Late last year, the company smartly rebranded from Fosun Fashion Group to Lanvin Group to signal a more global positioning. It also struck a series of key partnerships in China. It has aligned itself with Baozun, a big TP or “Tmall partner,” a kind of middleman agency that helps manage e-commerce storefronts on the Alibaba platform; Activation, a major marketing and events agency; Stella International, the footwear producer that can help supply for some of the lines that Lanvin makes in China, and Neo-Concept another Chinese manufacturer; as well as K11, a young and art-focused chain of malls by the influential Hong Kong tycoon Adrian Cheng.
Although these strategic alliances are a step in the right direction, it’s hard to paper over the fact that Lanvin Group still lacks core fashion experience. Parent Fosun International is a pharmaceuticals, real estate, and tourism conglomerate. Lanvin Group’s CEO and COO do not come from the fashion industry.
Of the fashion talent it has, instead of pulling from industry benchmarks like Chanel, LVMH, or Kering, Lanvin’s China leadership comes from Dolce & Gabbana, specifically the same team that oversaw the meltdown of the brand in the country in 2018. Insults about China by Dolce & Gabbana led to the cancelation of a major runway show in Shanghai and a nation-wide consumer boycott from which the Italian label has still never recovered.
The importance of fashion expertise cannot be overlooked because it’s a sector that’s inherently at the mercy of trends. It’s not enough to make products that are high quality—collections need to speak to the zeitgeist and fashion brands are constantly chasing that slippery cool factor. Labels that are mega hot can lose steam even after riding an explosive multi-year wave, and equally, return to popularity (see Gucci under Tom Ford to Frida Giannini to Alessandro Michele).
Even if Lanvin Group bypasses Chinese government pressure to list in New York, that is just one hurdle cleared.
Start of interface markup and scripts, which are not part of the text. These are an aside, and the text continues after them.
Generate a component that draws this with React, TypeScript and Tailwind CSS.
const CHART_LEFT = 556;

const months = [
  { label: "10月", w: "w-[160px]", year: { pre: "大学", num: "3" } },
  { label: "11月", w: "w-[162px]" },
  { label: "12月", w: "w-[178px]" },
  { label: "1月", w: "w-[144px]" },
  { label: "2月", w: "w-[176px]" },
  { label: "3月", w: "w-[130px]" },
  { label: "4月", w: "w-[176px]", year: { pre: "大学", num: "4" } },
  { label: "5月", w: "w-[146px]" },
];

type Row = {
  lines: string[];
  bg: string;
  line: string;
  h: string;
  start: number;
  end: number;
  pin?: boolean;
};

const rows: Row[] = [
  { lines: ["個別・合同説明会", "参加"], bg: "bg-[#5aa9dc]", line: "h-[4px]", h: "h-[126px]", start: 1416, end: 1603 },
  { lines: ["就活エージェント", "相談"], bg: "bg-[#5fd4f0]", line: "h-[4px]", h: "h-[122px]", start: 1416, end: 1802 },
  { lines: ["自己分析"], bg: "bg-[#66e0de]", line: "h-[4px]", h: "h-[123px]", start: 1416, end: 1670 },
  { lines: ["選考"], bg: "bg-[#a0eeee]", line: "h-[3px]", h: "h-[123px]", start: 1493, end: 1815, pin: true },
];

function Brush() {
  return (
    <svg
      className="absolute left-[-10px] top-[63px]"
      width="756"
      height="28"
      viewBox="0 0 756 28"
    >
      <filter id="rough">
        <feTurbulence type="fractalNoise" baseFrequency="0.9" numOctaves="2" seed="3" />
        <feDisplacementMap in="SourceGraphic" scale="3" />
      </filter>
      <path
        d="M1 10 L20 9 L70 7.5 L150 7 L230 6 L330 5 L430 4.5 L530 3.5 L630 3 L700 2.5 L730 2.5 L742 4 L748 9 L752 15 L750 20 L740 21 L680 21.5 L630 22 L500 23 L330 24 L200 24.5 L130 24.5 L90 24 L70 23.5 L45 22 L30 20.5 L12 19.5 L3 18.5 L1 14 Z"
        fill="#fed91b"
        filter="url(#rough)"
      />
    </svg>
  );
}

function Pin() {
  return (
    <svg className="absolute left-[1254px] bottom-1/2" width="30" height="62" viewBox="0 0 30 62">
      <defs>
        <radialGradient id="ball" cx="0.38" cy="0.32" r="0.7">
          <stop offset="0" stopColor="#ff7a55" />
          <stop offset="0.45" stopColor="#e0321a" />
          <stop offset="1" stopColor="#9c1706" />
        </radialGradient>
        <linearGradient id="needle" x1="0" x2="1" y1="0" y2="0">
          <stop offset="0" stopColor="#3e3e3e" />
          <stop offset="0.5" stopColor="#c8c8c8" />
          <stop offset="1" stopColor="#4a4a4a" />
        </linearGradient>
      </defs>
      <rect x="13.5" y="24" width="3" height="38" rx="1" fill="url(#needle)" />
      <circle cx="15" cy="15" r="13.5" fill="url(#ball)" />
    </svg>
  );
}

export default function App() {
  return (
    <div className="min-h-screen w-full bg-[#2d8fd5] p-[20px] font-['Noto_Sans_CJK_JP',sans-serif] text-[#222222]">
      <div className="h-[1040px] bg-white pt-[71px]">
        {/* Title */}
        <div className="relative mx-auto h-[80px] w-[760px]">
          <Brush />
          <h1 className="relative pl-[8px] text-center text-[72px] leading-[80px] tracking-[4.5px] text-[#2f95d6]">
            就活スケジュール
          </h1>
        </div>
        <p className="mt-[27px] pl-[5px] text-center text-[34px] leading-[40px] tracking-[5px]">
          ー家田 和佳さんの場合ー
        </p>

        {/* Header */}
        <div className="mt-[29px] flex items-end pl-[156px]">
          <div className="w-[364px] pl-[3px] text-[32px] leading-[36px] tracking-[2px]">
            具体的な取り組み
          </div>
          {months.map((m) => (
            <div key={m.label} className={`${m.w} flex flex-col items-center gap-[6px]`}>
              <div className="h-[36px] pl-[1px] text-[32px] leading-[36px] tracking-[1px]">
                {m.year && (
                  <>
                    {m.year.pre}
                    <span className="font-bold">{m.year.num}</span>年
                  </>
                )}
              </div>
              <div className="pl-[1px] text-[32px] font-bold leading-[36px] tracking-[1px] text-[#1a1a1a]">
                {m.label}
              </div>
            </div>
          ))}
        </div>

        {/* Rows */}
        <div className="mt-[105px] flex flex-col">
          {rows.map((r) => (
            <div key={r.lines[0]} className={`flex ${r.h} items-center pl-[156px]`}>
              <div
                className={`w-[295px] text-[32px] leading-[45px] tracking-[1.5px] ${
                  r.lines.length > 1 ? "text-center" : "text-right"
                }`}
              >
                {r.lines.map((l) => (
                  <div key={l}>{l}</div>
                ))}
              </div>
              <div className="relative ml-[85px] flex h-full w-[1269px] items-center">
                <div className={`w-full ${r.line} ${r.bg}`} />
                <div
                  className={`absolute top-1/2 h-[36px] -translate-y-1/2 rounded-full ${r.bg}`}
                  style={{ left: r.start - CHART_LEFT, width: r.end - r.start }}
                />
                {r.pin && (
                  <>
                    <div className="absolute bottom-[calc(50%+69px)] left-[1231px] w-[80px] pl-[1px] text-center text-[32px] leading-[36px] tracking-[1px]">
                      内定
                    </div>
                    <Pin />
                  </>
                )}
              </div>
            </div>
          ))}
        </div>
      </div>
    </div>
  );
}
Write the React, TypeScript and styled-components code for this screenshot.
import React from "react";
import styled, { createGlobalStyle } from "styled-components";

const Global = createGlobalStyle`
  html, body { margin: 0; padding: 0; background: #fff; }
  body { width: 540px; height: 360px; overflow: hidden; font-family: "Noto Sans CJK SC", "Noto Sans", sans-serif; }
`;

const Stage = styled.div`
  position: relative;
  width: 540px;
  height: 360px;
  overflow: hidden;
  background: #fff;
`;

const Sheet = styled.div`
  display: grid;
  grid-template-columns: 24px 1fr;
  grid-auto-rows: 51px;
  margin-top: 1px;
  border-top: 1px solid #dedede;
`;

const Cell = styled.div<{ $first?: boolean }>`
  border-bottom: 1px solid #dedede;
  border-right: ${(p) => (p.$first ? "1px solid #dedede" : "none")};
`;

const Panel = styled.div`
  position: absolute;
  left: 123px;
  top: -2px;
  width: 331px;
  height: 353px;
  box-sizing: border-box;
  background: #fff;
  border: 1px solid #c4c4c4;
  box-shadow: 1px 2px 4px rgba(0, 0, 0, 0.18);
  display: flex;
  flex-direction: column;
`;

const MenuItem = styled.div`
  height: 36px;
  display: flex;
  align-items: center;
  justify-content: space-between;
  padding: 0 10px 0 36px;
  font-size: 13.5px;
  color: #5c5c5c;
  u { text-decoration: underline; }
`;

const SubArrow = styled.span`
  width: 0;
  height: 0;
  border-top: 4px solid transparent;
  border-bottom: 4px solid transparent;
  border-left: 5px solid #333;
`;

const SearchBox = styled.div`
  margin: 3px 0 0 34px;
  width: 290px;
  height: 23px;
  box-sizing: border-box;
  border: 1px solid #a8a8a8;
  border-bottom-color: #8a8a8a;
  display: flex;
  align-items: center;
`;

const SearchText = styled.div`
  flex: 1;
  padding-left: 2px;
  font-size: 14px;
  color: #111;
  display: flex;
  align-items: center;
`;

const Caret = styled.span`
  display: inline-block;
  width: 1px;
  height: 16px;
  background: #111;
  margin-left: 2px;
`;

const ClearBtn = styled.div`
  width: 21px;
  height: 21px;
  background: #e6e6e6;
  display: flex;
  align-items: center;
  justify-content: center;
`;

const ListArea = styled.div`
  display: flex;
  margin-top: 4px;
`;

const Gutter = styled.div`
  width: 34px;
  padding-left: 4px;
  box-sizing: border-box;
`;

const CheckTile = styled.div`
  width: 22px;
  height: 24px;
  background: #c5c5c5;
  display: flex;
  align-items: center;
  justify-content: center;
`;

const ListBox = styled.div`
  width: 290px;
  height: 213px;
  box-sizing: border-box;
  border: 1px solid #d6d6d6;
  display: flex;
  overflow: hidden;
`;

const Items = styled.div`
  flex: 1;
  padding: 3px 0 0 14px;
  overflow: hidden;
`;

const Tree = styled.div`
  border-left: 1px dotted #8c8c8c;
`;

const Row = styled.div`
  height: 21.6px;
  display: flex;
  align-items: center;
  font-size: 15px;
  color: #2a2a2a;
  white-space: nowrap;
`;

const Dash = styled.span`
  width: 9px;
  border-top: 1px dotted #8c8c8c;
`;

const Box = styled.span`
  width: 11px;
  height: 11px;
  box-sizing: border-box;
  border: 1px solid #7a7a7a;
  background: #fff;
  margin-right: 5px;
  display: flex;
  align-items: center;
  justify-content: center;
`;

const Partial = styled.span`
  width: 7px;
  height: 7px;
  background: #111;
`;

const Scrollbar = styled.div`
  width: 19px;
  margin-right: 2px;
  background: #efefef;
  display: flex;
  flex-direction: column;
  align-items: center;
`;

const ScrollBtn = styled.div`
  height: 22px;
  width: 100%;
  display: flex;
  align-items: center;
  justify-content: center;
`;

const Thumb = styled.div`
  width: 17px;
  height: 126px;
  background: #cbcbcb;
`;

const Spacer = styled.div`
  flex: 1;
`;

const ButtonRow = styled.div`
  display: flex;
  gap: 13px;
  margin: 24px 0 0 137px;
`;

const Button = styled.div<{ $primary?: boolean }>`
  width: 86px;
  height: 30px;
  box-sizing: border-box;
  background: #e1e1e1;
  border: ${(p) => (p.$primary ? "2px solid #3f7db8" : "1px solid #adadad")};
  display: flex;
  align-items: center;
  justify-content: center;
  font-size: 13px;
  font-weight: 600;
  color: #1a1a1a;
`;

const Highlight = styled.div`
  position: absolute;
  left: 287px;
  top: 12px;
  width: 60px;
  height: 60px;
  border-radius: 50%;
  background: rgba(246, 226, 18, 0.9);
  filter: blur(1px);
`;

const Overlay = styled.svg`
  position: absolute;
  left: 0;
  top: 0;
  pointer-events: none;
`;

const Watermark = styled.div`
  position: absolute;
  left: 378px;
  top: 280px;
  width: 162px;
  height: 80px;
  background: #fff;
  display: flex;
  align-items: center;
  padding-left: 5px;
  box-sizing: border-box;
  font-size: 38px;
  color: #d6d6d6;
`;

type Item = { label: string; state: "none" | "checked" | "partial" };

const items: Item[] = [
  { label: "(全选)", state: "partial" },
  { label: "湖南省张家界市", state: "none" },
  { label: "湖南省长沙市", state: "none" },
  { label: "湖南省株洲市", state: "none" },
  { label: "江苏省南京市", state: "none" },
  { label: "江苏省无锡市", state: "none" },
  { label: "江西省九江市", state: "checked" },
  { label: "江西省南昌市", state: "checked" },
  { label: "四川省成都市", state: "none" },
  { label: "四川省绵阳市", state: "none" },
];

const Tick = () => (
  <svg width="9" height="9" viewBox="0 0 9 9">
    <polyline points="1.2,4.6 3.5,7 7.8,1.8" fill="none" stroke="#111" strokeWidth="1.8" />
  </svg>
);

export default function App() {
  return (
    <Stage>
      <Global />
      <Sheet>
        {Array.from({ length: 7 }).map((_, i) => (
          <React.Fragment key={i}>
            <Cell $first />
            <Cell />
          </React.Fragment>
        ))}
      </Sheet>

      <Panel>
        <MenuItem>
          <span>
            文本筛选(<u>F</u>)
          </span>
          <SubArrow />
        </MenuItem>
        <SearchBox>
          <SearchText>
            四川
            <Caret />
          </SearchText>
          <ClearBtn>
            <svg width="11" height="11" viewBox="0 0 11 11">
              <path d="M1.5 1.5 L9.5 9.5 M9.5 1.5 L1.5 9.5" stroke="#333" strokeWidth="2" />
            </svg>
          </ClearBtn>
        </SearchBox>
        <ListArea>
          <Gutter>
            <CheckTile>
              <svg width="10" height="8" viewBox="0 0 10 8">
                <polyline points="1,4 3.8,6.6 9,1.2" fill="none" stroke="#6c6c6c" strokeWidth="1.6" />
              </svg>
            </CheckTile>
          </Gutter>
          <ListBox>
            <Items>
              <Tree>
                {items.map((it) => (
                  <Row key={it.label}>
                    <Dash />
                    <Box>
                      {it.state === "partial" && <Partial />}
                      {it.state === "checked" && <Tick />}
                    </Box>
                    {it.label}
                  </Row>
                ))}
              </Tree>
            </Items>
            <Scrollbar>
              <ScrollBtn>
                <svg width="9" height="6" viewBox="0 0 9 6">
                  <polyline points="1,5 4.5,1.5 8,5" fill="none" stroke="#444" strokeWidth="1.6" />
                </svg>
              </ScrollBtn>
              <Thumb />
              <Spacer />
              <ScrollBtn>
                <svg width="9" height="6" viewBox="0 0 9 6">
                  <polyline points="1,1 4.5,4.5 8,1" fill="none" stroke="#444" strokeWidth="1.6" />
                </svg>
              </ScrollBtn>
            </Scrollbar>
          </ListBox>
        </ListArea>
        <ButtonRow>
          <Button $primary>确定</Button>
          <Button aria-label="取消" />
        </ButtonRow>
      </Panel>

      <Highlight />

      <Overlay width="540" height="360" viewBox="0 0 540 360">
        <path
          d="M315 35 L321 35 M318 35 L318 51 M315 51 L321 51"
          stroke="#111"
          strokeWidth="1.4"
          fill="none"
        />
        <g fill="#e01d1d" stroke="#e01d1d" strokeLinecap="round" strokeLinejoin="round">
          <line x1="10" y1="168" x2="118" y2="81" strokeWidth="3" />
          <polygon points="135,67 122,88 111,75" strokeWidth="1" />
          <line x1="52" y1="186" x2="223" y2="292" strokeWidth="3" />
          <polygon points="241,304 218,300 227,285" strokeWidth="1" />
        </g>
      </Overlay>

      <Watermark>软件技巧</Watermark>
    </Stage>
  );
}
Questions about Lanvin Group’s fundamental ability to execute abound.
There are questions, too, about parent company Fosun International’s financial position. Last month, the rating agency Moody’s downgraded Fosun because of its $40 billion in debt and tougher economic conditions that would complicate its ability to sell assets to generate cash. This week, Fosun International shares took a major dive on a Bloomberg report that Chinese regulators instructed banks to closely examine their Fosun exposure, something Fosun’s CFO called “completely false.”
Lanvin Group may manage to maneuver around concerns about its parent company. But LVMH and Kering will not be looking over their shoulders anytime soon.